The SPU had SHUFB which could do that, plus override certain bytes with 0x00, 0xFF or 0x7F (and maybe one or two others?)
This instruction can do that, plus a few crazy things like bit-reversal and/or negation, and sign-bit saturation. Being able to control it on a byte-for-byte basis is actually pretty useful-looking. I'm sure it will find some uses in real-world SIMD algorithms.
bob wrote:
This looks like an old instruction from very old computers. The vax had a TTBS instruction that was a bit more complicated than this one. And which could be used to do the same thing as I read it.
Wow, really? Including bit reversal and sign-bit extension?
wgarvin wrote:
Looks like a small improvement over the Cell SPU's SHUFB instruction.
Altivec (or whatever it was called) had vperm, which could permute bytes from two registers in a data-dependent order controlled by the third register.
The SPU had SHUFB which could do that, plus override certain bytes with 0x00, 0xFF or 0x7F (and maybe one or two others?)

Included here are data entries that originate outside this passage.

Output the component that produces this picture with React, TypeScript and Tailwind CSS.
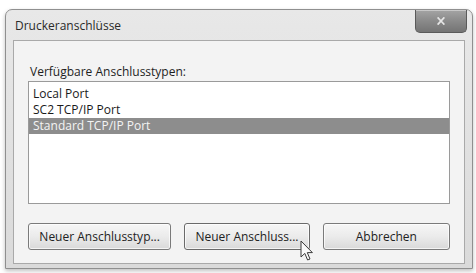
import React from "react";

const ports = ["Local Port", "SC2 TCP/IP Port", "Standard TCP/IP Port"];
const selected = 2;

const buttons = [
  { label: "Neuer Anschlusstyp...", width: "w-[144px]" },
  { label: "Neuer Anschluss...", width: "w-[126px]" },
  { label: "Abbrechen", width: "w-[128px]" },
];

const Cursor = () => (
  <svg className="absolute left-[300px] top-[240px]" width="14" height="22" viewBox="0 0 14 22">
    <path
      d="M1 1 L1 17 L4.8 13.4 L7.6 20 L10 19 L7.3 12.6 L12.4 12.6 Z"
      fill="#fafafa"
      stroke="#3a3a3a"
      strokeWidth="1"
      strokeLinejoin="round"
    />
  </svg>
);

export default function App() {
  return (
    <div
      className="relative w-[476px] h-[273px] overflow-hidden bg-white pt-[9px] pl-[5px] text-[#1e1e1e]"
      style={{ fontFamily: '"Open Sans", "Noto Sans", sans-serif' }}
    >
      <div className="w-[468px] h-[260px] rounded-t-[7px] border border-[#8f8f8f] bg-gradient-to-b from-[#e8e8e8] to-[#dadada] flex flex-col px-[7px] pb-[4px] shadow-[0_2px_4px_rgba(0,0,0,0.25)]">
        <div className="h-[30px] flex items-start justify-between">
          <span className="pt-[8px] pl-[2px] text-[12px] leading-[16px] text-[#2a2a2a]">Druckeranschlüsse</span>
          <div className="-mr-[2px] w-[52px] h-[23px] rounded-b-[5px] border border-t-0 border-[#5a5a5a] bg-gradient-to-b from-[#a4a4a4] via-[#8a8a8a] to-[#747474] flex items-center justify-center shadow-[inset_0_1px_0_rgba(255,255,255,0.4)]">
            <svg width="8" height="8" viewBox="0 0 8 8">
              <path d="M1.2 1 L6.8 7 M6.8 1 L1.2 7" stroke="#e6e6e6" strokeWidth="1.8" strokeLinecap="square" />
            </svg>
          </div>
        </div>

        <div className="flex-1 border border-[#a9a9a9] bg-[#f3f3f3] px-[14px] pt-[23px] flex flex-col">
          <div className="text-[12px] leading-[16px] pl-[2px] mb-[1px]">Verfügbare Anschlusstypen:</div>
          <div className="h-[123px] border border-[#9a9a9a] bg-white pt-[4px]">
            {ports.map((p, i) => (
              <div
                key={p}
                className={`h-[16px] pl-[4px] text-[12px] leading-[16px] ${
                  i === selected ? "bg-[#8d8d8d] text-[#f4f4f4]" : "text-[#1a1a1a]"
                }`}
              >
                {p}
              </div>
            ))}
          </div>

          <div className="mt-[19px] flex gap-[13px]">
            {buttons.map((b, i) => (
              <div
                key={b.label}
                className={`${b.width} h-[27px] rounded-[3px] border ${
                  i === 1 ? "border-[#6a6a6a]" : "border-[#7a7a7a]"
                } bg-gradient-to-b from-[#f6f6f6] via-[#ebebeb] to-[#d9d9d9] shadow-[inset_0_0_0_1px_rgba(255,255,255,0.7)] flex items-center justify-center text-[12px] text-[#222]`}
              >
                {b.label}
              </div>
            ))}
          </div>
        </div>
      </div>
      <Cursor />
    </div>
  );
}
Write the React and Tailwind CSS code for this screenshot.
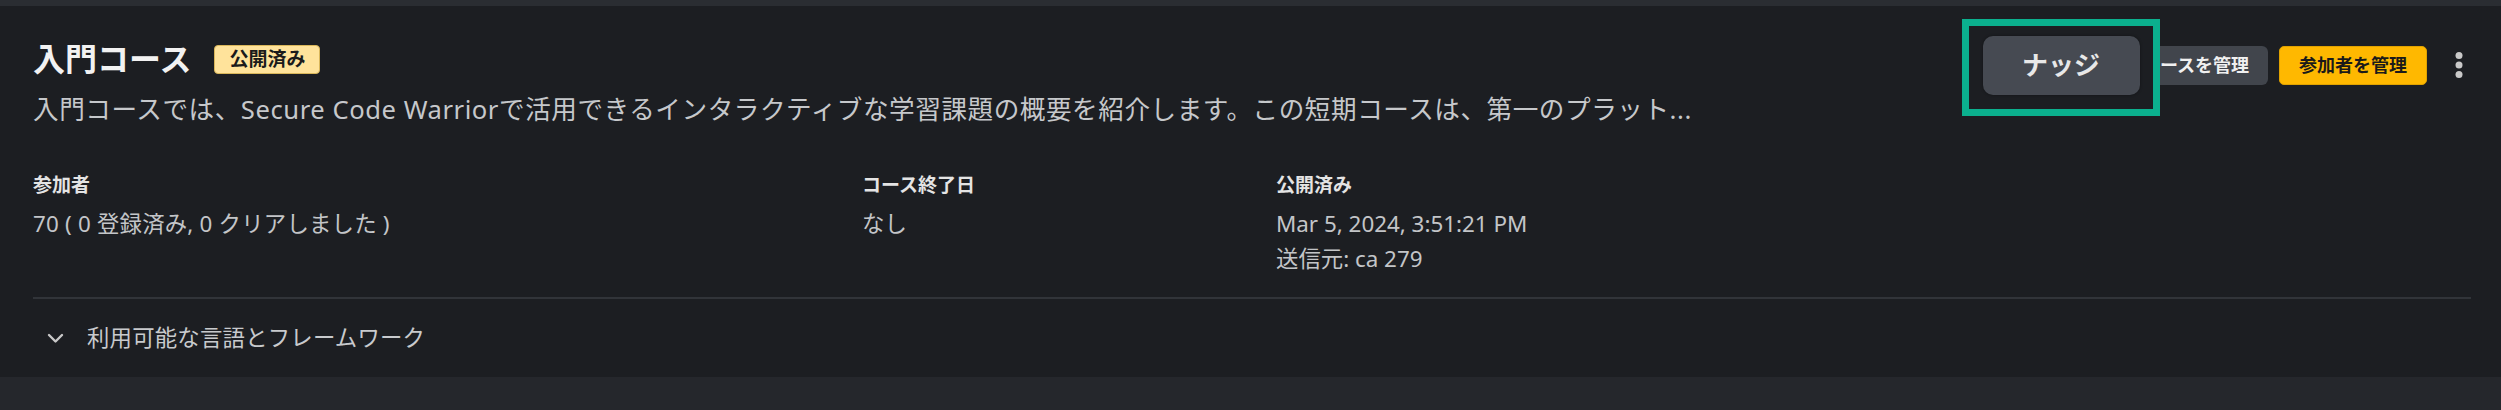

This instruction can do that, plus a few crazy things like bit-reversal and/or negation, and sign-bit saturation. Being able to control it on a byte-for-byte basis is actually pretty useful-looking. I'm sure it will find some uses in real-world SIMD algorithms.
Yes, it can do some things with bitboards, flip vertical (like bswap), mirror horizontal (bit-reversal) and in combination rotate by 180 degree, controlled by the selector, which is a xmm-register. One may shuffle bytes, sign- or zero extend bytes to words, dwords, etc.. One may also do one (or 16) in-register lookups from an byte array of 32 bytes. This is really one of the most flexible instructions for a lot of purposes and a real bit-twiddling dream.